Podemos destacar como grandes linhas temáticas do Colóquio: os Dominicanos e as fundações Dominicanas femininas durante a Idade Média; os Dominicanos no período Moderno: espiritualidade e poesia feminina e grandes vultos dominicanos da Cultura Portuguesa do Renascimento, nomeadamente Frei Fernando de Oliveira, Frei Jorge de Santiago, Frei Luís de Sottomaior e Frei Bartolomeu Ferreira; a missionação Dominicana na África do Sudeste e na Ásia. Neste campo, em particular, questionou-se a importância dos percursos pessoais de Frei João dos Santos, Frei Gaspar da Cruz, Frei Silvestre de Azevedo e Frei Miguel de Bulhões e Sousa. 
A arte acrescentou-se a estes tópicos com abordagens inéditas e propostas de diálogo entre a pintura, a arquitectura e a escultura. Desde as pinturas de Luís de Morales, às fachadas das Casas Dominicanas, no contexto da arquitectura quinhentista e seiscentista, problematizou-se a articulação entre a arte e a espiritualidade coeva. 
Temas contemporâneos permitiram-nos viajar por questões como a pedagogia de Teresa de Saldanha, a edição da Revista Concillium (1965-1966) e a participação dos Dominicanos Fr. Mateus Peres, Fr. Raimundo de Oliveira e Fr. Bento Domingues nesta publicação, assim como a missionação dominicana no Brasil e experiências missionárias em Moçambique e no Peru. 
Estes dias de trabalho levantaram novas problemáticas sobre o que falta fazer e que não cabem nesta crónica. Terei de voltar a esse desafio. 

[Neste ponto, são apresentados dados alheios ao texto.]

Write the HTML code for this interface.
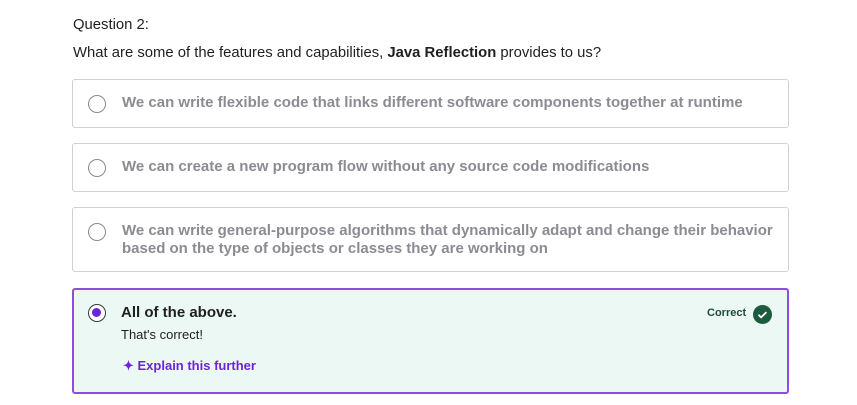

Frei Bento Domingues no PÚBLICO

[1] António de Montesinos, O.P.; Bartolomeu de las Casas, O.P.; Francisco de Vitória, O.P., E estes não serão homens?, Ed. Tenacitas, Coimbra, 2014
[2] António Camões Gouveia, José Nunes, OP, Paulo F. de Oliveira Fontes (Coord.), Os Dominicanos em Portugal (1216-2016), CEHR da UCP, Lisboa 2018; Actas do Colóquio (Porto, Outubro 2012), A Restauração da Província Dominicana em Portugal. Memória e Desafios, Tenacitas, Coimbra 2012.